## DATA LINES
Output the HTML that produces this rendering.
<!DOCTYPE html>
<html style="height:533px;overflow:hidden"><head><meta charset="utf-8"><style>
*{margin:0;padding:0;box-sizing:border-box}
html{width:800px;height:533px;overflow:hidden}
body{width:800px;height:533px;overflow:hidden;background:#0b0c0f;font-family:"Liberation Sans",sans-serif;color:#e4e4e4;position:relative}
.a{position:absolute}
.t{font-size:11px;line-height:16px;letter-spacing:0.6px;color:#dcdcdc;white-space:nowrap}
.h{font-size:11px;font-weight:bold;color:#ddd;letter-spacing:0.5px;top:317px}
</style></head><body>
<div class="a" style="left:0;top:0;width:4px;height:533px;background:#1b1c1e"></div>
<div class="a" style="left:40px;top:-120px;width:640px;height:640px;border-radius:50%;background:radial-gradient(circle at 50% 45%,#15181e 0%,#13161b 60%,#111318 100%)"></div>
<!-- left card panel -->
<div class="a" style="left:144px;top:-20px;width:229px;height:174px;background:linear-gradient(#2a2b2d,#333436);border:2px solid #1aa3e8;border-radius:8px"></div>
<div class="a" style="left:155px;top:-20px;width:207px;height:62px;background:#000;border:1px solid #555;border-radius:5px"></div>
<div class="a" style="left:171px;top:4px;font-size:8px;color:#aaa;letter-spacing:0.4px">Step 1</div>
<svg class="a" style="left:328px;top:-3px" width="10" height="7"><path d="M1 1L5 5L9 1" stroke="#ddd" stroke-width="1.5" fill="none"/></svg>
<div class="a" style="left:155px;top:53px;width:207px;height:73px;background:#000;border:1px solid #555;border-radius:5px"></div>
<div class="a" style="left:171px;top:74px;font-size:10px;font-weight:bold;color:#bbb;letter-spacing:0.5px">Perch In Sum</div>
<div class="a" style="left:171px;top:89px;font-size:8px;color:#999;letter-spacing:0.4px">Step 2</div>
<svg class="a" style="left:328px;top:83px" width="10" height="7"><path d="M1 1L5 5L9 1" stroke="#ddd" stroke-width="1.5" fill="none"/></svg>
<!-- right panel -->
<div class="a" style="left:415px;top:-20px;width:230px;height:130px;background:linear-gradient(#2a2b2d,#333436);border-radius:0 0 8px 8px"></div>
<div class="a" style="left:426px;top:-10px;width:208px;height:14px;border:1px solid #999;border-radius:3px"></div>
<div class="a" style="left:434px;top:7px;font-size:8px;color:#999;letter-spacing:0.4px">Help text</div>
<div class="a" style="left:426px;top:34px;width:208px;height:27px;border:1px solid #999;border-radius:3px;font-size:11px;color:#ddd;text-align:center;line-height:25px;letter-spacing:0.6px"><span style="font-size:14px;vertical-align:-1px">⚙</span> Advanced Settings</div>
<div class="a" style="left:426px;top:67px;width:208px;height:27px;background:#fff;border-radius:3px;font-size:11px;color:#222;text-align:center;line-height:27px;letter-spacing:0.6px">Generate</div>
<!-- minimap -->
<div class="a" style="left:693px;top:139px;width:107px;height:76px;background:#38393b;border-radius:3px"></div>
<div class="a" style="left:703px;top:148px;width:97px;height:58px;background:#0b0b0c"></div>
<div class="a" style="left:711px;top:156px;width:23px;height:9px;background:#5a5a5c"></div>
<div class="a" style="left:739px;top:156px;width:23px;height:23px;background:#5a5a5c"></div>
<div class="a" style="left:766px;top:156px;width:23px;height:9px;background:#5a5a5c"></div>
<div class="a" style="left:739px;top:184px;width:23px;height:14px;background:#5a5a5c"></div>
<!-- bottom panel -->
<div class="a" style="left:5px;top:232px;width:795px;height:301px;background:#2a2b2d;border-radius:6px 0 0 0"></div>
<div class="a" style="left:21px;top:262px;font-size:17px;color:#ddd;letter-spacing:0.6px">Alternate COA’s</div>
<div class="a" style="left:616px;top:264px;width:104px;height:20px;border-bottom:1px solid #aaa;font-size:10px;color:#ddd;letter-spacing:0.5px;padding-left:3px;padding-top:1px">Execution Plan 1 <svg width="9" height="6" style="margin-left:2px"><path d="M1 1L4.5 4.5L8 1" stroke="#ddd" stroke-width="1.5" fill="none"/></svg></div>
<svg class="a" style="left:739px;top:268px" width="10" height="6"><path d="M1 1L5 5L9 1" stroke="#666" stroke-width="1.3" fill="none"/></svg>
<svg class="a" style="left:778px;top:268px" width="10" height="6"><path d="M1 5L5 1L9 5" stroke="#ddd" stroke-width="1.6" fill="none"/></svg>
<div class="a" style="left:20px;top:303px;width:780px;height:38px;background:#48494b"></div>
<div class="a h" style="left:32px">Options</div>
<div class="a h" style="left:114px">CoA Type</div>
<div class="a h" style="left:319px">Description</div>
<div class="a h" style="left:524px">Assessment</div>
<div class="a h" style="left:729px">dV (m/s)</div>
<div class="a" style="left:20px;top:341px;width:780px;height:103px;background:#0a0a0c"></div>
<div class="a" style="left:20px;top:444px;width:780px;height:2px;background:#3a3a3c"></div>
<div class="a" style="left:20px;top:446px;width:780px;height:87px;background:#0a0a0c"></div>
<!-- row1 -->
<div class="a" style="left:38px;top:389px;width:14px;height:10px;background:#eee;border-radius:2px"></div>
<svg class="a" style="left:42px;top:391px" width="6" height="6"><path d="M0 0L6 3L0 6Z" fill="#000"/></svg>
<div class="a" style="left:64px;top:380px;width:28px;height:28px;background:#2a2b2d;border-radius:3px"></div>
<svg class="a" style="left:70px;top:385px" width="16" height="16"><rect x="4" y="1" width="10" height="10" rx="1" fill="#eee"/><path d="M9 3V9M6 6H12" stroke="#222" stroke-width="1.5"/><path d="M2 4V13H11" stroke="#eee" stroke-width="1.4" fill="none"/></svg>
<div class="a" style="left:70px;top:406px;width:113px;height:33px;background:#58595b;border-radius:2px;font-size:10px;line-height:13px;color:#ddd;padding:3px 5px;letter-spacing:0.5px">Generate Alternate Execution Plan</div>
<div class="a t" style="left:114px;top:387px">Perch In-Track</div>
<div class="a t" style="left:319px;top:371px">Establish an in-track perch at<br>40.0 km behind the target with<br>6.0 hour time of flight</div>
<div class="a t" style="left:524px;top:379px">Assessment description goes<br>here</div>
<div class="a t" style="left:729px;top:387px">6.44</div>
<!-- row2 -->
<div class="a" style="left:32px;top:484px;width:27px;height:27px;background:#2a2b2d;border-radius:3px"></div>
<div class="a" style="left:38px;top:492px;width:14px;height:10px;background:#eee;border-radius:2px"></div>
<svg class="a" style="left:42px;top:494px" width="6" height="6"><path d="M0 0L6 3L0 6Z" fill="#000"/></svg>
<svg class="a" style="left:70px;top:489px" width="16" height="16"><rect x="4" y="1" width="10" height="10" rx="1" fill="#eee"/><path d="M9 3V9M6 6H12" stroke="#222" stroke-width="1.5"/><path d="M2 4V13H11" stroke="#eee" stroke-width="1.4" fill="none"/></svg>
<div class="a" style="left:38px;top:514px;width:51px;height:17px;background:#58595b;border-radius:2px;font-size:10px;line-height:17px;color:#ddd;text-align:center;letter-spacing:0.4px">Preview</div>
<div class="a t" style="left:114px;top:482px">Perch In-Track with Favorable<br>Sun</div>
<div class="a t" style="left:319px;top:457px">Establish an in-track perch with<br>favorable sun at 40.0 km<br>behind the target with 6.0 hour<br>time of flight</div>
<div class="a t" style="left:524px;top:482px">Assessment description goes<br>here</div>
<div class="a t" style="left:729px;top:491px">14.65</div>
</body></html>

## EXERCISE DIRECTIONS
Copy out the material word for word and line for line.

## FINAL ANSWER
Output the HTML that produces this rendering.
<!DOCTYPE html>
<html style="height:533px;overflow:hidden"><head><meta charset="utf-8"><style>
*{margin:0;padding:0;box-sizing:border-box}
html{width:800px;height:533px;overflow:hidden}
body{width:800px;height:533px;overflow:hidden;background:#0b0c0f;font-family:"Liberation Sans",sans-serif;color:#e4e4e4;position:relative}
.a{position:absolute}
.t{font-size:11px;line-height:16px;letter-spacing:0.6px;color:#dcdcdc;white-space:nowrap}
.h{font-size:11px;font-weight:bold;color:#ddd;letter-spacing:0.5px;top:317px}
</style></head><body>
<div class="a" style="left:0;top:0;width:4px;height:533px;background:#1b1c1e"></div>
<div class="a" style="left:40px;top:-120px;width:640px;height:640px;border-radius:50%;background:radial-gradient(circle at 50% 45%,#15181e 0%,#13161b 60%,#111318 100%)"></div>
<!-- left card panel -->
<div class="a" style="left:144px;top:-20px;width:229px;height:174px;background:linear-gradient(#2a2b2d,#333436);border:2px solid #1aa3e8;border-radius:8px"></div>
<div class="a" style="left:155px;top:-20px;width:207px;height:62px;background:#000;border:1px solid #555;border-radius:5px"></div>
<div class="a" style="left:171px;top:4px;font-size:8px;color:#aaa;letter-spacing:0.4px">Step 1</div>
<svg class="a" style="left:328px;top:-3px" width="10" height="7"><path d="M1 1L5 5L9 1" stroke="#ddd" stroke-width="1.5" fill="none"/></svg>
<div class="a" style="left:155px;top:53px;width:207px;height:73px;background:#000;border:1px solid #555;border-radius:5px"></div>
<div class="a" style="left:171px;top:74px;font-size:10px;font-weight:bold;color:#bbb;letter-spacing:0.5px">Perch In Sum</div>
<div class="a" style="left:171px;top:89px;font-size:8px;color:#999;letter-spacing:0.4px">Step 2</div>
<svg class="a" style="left:328px;top:83px" width="10" height="7"><path d="M1 1L5 5L9 1" stroke="#ddd" stroke-width="1.5" fill="none"/></svg>
<!-- right panel -->
<div class="a" style="left:415px;top:-20px;width:230px;height:130px;background:linear-gradient(#2a2b2d,#333436);border-radius:0 0 8px 8px"></div>
<div class="a" style="left:426px;top:-10px;width:208px;height:14px;border:1px solid #999;border-radius:3px"></div>
<div class="a" style="left:434px;top:7px;font-size:8px;color:#999;letter-spacing:0.4px">Help text</div>
<div class="a" style="left:426px;top:34px;width:208px;height:27px;border:1px solid #999;border-radius:3px;font-size:11px;color:#ddd;text-align:center;line-height:25px;letter-spacing:0.6px"><span style="font-size:14px;vertical-align:-1px">⚙</span> Advanced Settings</div>
<div class="a" style="left:426px;top:67px;width:208px;height:27px;background:#fff;border-radius:3px;font-size:11px;color:#222;text-align:center;line-height:27px;letter-spacing:0.6px">Generate</div>
<!-- minimap -->
<div class="a" style="left:693px;top:139px;width:107px;height:76px;background:#38393b;border-radius:3px"></div>
<div class="a" style="left:703px;top:148px;width:97px;height:58px;background:#0b0b0c"></div>
<div class="a" style="left:711px;top:156px;width:23px;height:9px;background:#5a5a5c"></div>
<div class="a" style="left:739px;top:156px;width:23px;height:23px;background:#5a5a5c"></div>
<div class="a" style="left:766px;top:156px;width:23px;height:9px;background:#5a5a5c"></div>
<div class="a" style="left:739px;top:184px;width:23px;height:14px;background:#5a5a5c"></div>
<!-- bottom panel -->
<div class="a" style="left:5px;top:232px;width:795px;height:301px;background:#2a2b2d;border-radius:6px 0 0 0"></div>
<div class="a" style="left:21px;top:262px;font-size:17px;color:#ddd;letter-spacing:0.6px">Alternate COA’s</div>
<div class="a" style="left:616px;top:264px;width:104px;height:20px;border-bottom:1px solid #aaa;font-size:10px;color:#ddd;letter-spacing:0.5px;padding-left:3px;padding-top:1px">Execution Plan 1 <svg width="9" height="6" style="margin-left:2px"><path d="M1 1L4.5 4.5L8 1" stroke="#ddd" stroke-width="1.5" fill="none"/></svg></div>
<svg class="a" style="left:739px;top:268px" width="10" height="6"><path d="M1 1L5 5L9 1" stroke="#666" stroke-width="1.3" fill="none"/></svg>
<svg class="a" style="left:778px;top:268px" width="10" height="6"><path d="M1 5L5 1L9 5" stroke="#ddd" stroke-width="1.6" fill="none"/></svg>
<div class="a" style="left:20px;top:303px;width:780px;height:38px;background:#48494b"></div>
<div class="a h" style="left:32px">Options</div>
<div class="a h" style="left:114px">CoA Type</div>
<div class="a h" style="left:319px">Description</div>
<div class="a h" style="left:524px">Assessment</div>
<div class="a h" style="left:729px">dV (m/s)</div>
<div class="a" style="left:20px;top:341px;width:780px;height:103px;background:#0a0a0c"></div>
<div class="a" style="left:20px;top:444px;width:780px;height:2px;background:#3a3a3c"></div>
<div class="a" style="left:20px;top:446px;width:780px;height:87px;background:#0a0a0c"></div>
<!-- row1 -->
<div class="a" style="left:38px;top:389px;width:14px;height:10px;background:#eee;border-radius:2px"></div>
<svg class="a" style="left:42px;top:391px" width="6" height="6"><path d="M0 0L6 3L0 6Z" fill="#000"/></svg>
<div class="a" style="left:64px;top:380px;width:28px;height:28px;background:#2a2b2d;border-radius:3px"></div>
<svg class="a" style="left:70px;top:385px" width="16" height="16"><rect x="4" y="1" width="10" height="10" rx="1" fill="#eee"/><path d="M9 3V9M6 6H12" stroke="#222" stroke-width="1.5"/><path d="M2 4V13H11" stroke="#eee" stroke-width="1.4" fill="none"/></svg>
<div class="a" style="left:70px;top:406px;width:113px;height:33px;background:#58595b;border-radius:2px;font-size:10px;line-height:13px;color:#ddd;padding:3px 5px;letter-spacing:0.5px">Generate Alternate Execution Plan</div>
<div class="a t" style="left:114px;top:387px">Perch In-Track</div>
<div class="a t" style="left:319px;top:371px">Establish an in-track perch at<br>40.0 km behind the target with<br>6.0 hour time of flight</div>
<div class="a t" style="left:524px;top:379px">Assessment description goes<br>here</div>
<div class="a t" style="left:729px;top:387px">6.44</div>
<!-- row2 -->
<div class="a" style="left:32px;top:484px;width:27px;height:27px;background:#2a2b2d;border-radius:3px"></div>
<div class="a" style="left:38px;top:492px;width:14px;height:10px;background:#eee;border-radius:2px"></div>
<svg class="a" style="left:42px;top:494px" width="6" height="6"><path d="M0 0L6 3L0 6Z" fill="#000"/></svg>
<svg class="a" style="left:70px;top:489px" width="16" height="16"><rect x="4" y="1" width="10" height="10" rx="1" fill="#eee"/><path d="M9 3V9M6 6H12" stroke="#222" stroke-width="1.5"/><path d="M2 4V13H11" stroke="#eee" stroke-width="1.4" fill="none"/></svg>
<div class="a" style="left:38px;top:514px;width:51px;height:17px;background:#58595b;border-radius:2px;font-size:10px;line-height:17px;color:#ddd;text-align:center;letter-spacing:0.4px">Preview</div>
<div class="a t" style="left:114px;top:482px">Perch In-Track with Favorable<br>Sun</div>
<div class="a t" style="left:319px;top:457px">Establish an in-track perch with<br>favorable sun at 40.0 km<br>behind the target with 6.0 hour<br>time of flight</div>
<div class="a t" style="left:524px;top:482px">Assessment description goes<br>here</div>
<div class="a t" style="left:729px;top:491px">14.65</div>
</body></html>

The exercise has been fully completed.